Write out the listing below without alteration, omitting its pictures.
* begin Material for this task *
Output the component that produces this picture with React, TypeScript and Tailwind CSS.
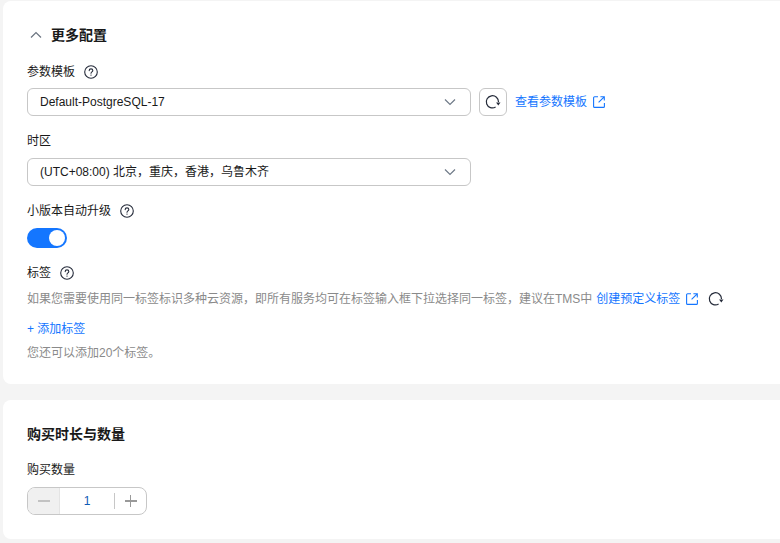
import React from 'react';

function HelpIcon() {
  return (
    <svg width="14" height="14" viewBox="0 0 14 14" fill="none" stroke="#252b3a" strokeWidth="1.1">
      <circle cx="7" cy="7" r="6.3" />
      <path d="M5.2 5.6c0-1 .8-1.7 1.8-1.7s1.8.7 1.8 1.6c0 1.3-1.8 1.4-1.8 2.7" strokeLinecap="round" />
      <circle cx="7" cy="10.1" r=".7" fill="#252b3a" stroke="none" />
    </svg>
  );
}

function ExternalIcon() {
  return (
    <svg width="12" height="12" viewBox="0 0 12 12" fill="none" stroke="#1476ff" strokeWidth="1.1">
      <path d="M5 .8H1.6a1 1 0 0 0-1 1v8.6a1 1 0 0 0 1 1h8.8a1 1 0 0 0 1-1V7" />
      <path d="M7.4.7h3.9v3.9M11.2.8 5.6 6.4" />
    </svg>
  );
}

function RefreshIcon() {
  return (
    <svg width="16" height="16" viewBox="0 0 16 16" fill="none">
      <path d="M10.6 13A6.1 6.1 0 1 1 13.5 8" stroke="#252b3a" strokeWidth="1.2" />
      <path d="M11.1 8.6h4.4l-2.2 2.8z" fill="#252b3a" />
    </svg>
  );
}

function Chevron() {
  return (
    <svg width="12" height="8" viewBox="0 0 12 8" fill="none" stroke="#6f7a88" strokeWidth="1.2">
      <path d="M1 1.5 6 6.5l5-5" />
    </svg>
  );
}

function SelectBox({ text }: { text: string }) {
  return (
    <div className="flex h-7 w-[444px] items-center justify-between rounded-md border border-[#c7c7c7] bg-white pl-3 pr-[14px]">
      <span className="text-xs text-[#191919]">{text}</span>
      <Chevron />
    </div>
  );
}

export default function App() {
  return (
    <div
      className="h-[543px] w-[780px] overflow-hidden bg-[#f4f4f4] pl-[3px] pt-px text-xs text-[#191919]"
      style={{ fontFamily: '"Liberation Sans", "Noto Sans CJK SC", sans-serif' }}
    >
      <section className="h-[383px] rounded-l-lg bg-white pl-6 pt-[26px]">
        <div className="flex h-4 items-center">
          <svg width="12" height="8" viewBox="0 0 12 8" fill="none" stroke="#6b7480" strokeWidth="1.2" className="ml-[3px]">
            <path d="M1 6.5 6 1.5l5 5" />
          </svg>
          <h2 className="ml-[9px] text-sm font-bold leading-4">更多配置</h2>
        </div>

        <div className="mt-[20px] flex h-[18px] items-center gap-[9px]">
          <span>参数模板</span>
          <HelpIcon />
        </div>
        <div className="mt-[7px] flex items-center">
          <SelectBox text="Default-PostgreSQL-17" />
          <button className="ml-2 flex size-7 items-center justify-center rounded-md border border-[#c7c7c7]">
            <RefreshIcon />
          </button>
          <a className="ml-2 text-[#1476ff]">查看参数模板</a>
          <span className="ml-[6px] flex"><ExternalIcon /></span>
        </div>

        <div className="mt-4 h-[18px] leading-[18px]">时区</div>
        <div className="mt-2">
          <SelectBox text="(UTC+08:00) 北京，重庆，香港，乌鲁木齐" />
        </div>

        <div className="mt-4 flex h-[18px] items-center gap-[9px]">
          <span>小版本自动升级</span>
          <HelpIcon />
        </div>
        <div className="mt-2 flex h-5 w-10 items-center justify-end rounded-full bg-[#1476ff] pr-0.5">
          <div className="size-4 rounded-full bg-white" />
        </div>

        <div className="mt-4 flex h-[18px] items-center gap-[9px]">
          <span>标签</span>
          <HelpIcon />
        </div>
        <div className="mt-2 flex h-[18px] items-center whitespace-nowrap text-[#8a8a8a]">
          <span>如果您需要使用同一标签标识多种云资源，即所有服务均可在标签输入框下拉选择同一标签，建议在TMS中</span>
          <a className="ml-1 text-[#1476ff]">创建预定义标签</a>
          <span className="ml-[6px] flex"><ExternalIcon /></span>
          <span className="ml-[10px] flex"><RefreshIcon /></span>
        </div>
        <div className="mt-3 h-[18px] leading-[18px] text-[#1476ff]">+ 添加标签</div>
        <div className="mt-[6px] h-[18px] leading-[18px] text-[#8a8a8a]">您还可以添加20个标签。</div>
      </section>

      <section className="mt-4 h-[139px] rounded-l-lg bg-white pl-6 pt-[26px]">
        <h2 className="text-sm font-bold leading-4">购买时长与数量</h2>
        <div className="mt-[19px] h-[18px] leading-[18px]">购买数量</div>
        <div className="mt-2 flex h-7 w-[120px] items-center overflow-hidden rounded-lg border border-[#c7c7c7]">
          <div className="flex h-full w-8 items-center justify-center border-r border-[#e4e4e4] bg-[#f0f0f0]">
            <div className="h-[1.5px] w-3 bg-[#c2c2c2]" />
          </div>
          <div className="flex-1 text-center text-[#0f5bb5]">1</div>
          <div className="h-4 w-px bg-[#c7c7c7]" />
          <div className="relative flex h-full w-[31px] items-center justify-center">
            <div className="h-[1.5px] w-3 bg-[#999999]" />
            <div className="absolute h-3 w-[1.5px] bg-[#999999]" />
          </div>
        </div>
      </section>
    </div>
  );
}
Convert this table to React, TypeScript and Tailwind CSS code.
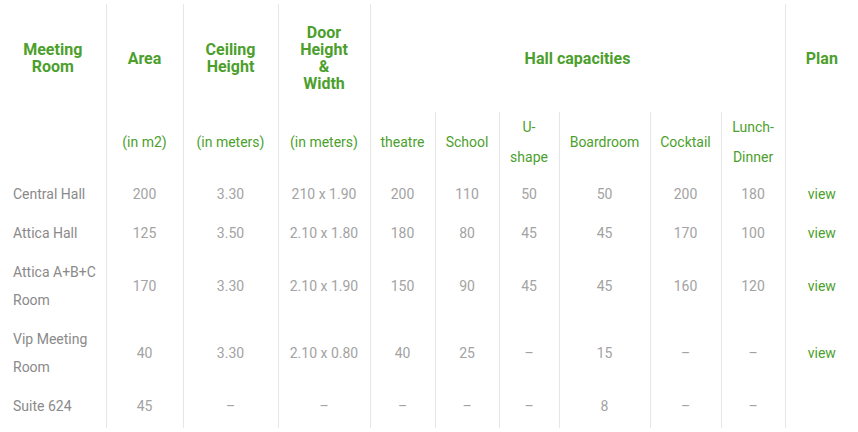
* end Material for this task *
▶ [Response]:
Output the component that produces this picture with React, TypeScript and Tailwind CSS.
import React from 'react';

function HelpIcon() {
  return (
    <svg width="14" height="14" viewBox="0 0 14 14" fill="none" stroke="#252b3a" strokeWidth="1.1">
      <circle cx="7" cy="7" r="6.3" />
      <path d="M5.2 5.6c0-1 .8-1.7 1.8-1.7s1.8.7 1.8 1.6c0 1.3-1.8 1.4-1.8 2.7" strokeLinecap="round" />
      <circle cx="7" cy="10.1" r=".7" fill="#252b3a" stroke="none" />
    </svg>
  );
}

function ExternalIcon() {
  return (
    <svg width="12" height="12" viewBox="0 0 12 12" fill="none" stroke="#1476ff" strokeWidth="1.1">
      <path d="M5 .8H1.6a1 1 0 0 0-1 1v8.6a1 1 0 0 0 1 1h8.8a1 1 0 0 0 1-1V7" />
      <path d="M7.4.7h3.9v3.9M11.2.8 5.6 6.4" />
    </svg>
  );
}

function RefreshIcon() {
  return (
    <svg width="16" height="16" viewBox="0 0 16 16" fill="none">
      <path d="M10.6 13A6.1 6.1 0 1 1 13.5 8" stroke="#252b3a" strokeWidth="1.2" />
      <path d="M11.1 8.6h4.4l-2.2 2.8z" fill="#252b3a" />
    </svg>
  );
}

function Chevron() {
  return (
    <svg width="12" height="8" viewBox="0 0 12 8" fill="none" stroke="#6f7a88" strokeWidth="1.2">
      <path d="M1 1.5 6 6.5l5-5" />
    </svg>
  );
}

function SelectBox({ text }: { text: string }) {
  return (
    <div className="flex h-7 w-[444px] items-center justify-between rounded-md border border-[#c7c7c7] bg-white pl-3 pr-[14px]">
      <span className="text-xs text-[#191919]">{text}</span>
      <Chevron />
    </div>
  );
}

export default function App() {
  return (
    <div
      className="h-[543px] w-[780px] overflow-hidden bg-[#f4f4f4] pl-[3px] pt-px text-xs text-[#191919]"
      style={{ fontFamily: '"Liberation Sans", "Noto Sans CJK SC", sans-serif' }}
    >
      <section className="h-[383px] rounded-l-lg bg-white pl-6 pt-[26px]">
        <div className="flex h-4 items-center">
          <svg width="12" height="8" viewBox="0 0 12 8" fill="none" stroke="#6b7480" strokeWidth="1.2" className="ml-[3px]">
            <path d="M1 6.5 6 1.5l5 5" />
          </svg>
          <h2 className="ml-[9px] text-sm font-bold leading-4">更多配置</h2>
        </div>

        <div className="mt-[20px] flex h-[18px] items-center gap-[9px]">
          <span>参数模板</span>
          <HelpIcon />
        </div>
        <div className="mt-[7px] flex items-center">
          <SelectBox text="Default-PostgreSQL-17" />
          <button className="ml-2 flex size-7 items-center justify-center rounded-md border border-[#c7c7c7]">
            <RefreshIcon />
          </button>
          <a className="ml-2 text-[#1476ff]">查看参数模板</a>
          <span className="ml-[6px] flex"><ExternalIcon /></span>
        </div>

        <div className="mt-4 h-[18px] leading-[18px]">时区</div>
        <div className="mt-2">
          <SelectBox text="(UTC+08:00) 北京，重庆，香港，乌鲁木齐" />
        </div>

        <div className="mt-4 flex h-[18px] items-center gap-[9px]">
          <span>小版本自动升级</span>
          <HelpIcon />
        </div>
        <div className="mt-2 flex h-5 w-10 items-center justify-end rounded-full bg-[#1476ff] pr-0.5">
          <div className="size-4 rounded-full bg-white" />
        </div>

        <div className="mt-4 flex h-[18px] items-center gap-[9px]">
          <span>标签</span>
          <HelpIcon />
        </div>
        <div className="mt-2 flex h-[18px] items-center whitespace-nowrap text-[#8a8a8a]">
          <span>如果您需要使用同一标签标识多种云资源，即所有服务均可在标签输入框下拉选择同一标签，建议在TMS中</span>
          <a className="ml-1 text-[#1476ff]">创建预定义标签</a>
          <span className="ml-[6px] flex"><ExternalIcon /></span>
          <span className="ml-[10px] flex"><RefreshIcon /></span>
        </div>
        <div className="mt-3 h-[18px] leading-[18px] text-[#1476ff]">+ 添加标签</div>
        <div className="mt-[6px] h-[18px] leading-[18px] text-[#8a8a8a]">您还可以添加20个标签。</div>
      </section>

      <section className="mt-4 h-[139px] rounded-l-lg bg-white pl-6 pt-[26px]">
        <h2 className="text-sm font-bold leading-4">购买时长与数量</h2>
        <div className="mt-[19px] h-[18px] leading-[18px]">购买数量</div>
        <div className="mt-2 flex h-7 w-[120px] items-center overflow-hidden rounded-lg border border-[#c7c7c7]">
          <div className="flex h-full w-8 items-center justify-center border-r border-[#e4e4e4] bg-[#f0f0f0]">
            <div className="h-[1.5px] w-3 bg-[#c2c2c2]" />
          </div>
          <div className="flex-1 text-center text-[#0f5bb5]">1</div>
          <div className="h-4 w-px bg-[#c7c7c7]" />
          <div className="relative flex h-full w-[31px] items-center justify-center">
            <div className="h-[1.5px] w-3 bg-[#999999]" />
            <div className="absolute h-3 w-[1.5px] bg-[#999999]" />
          </div>
        </div>
      </section>
    </div>
  );
}
Convert this table to React, TypeScript and Tailwind CSS code.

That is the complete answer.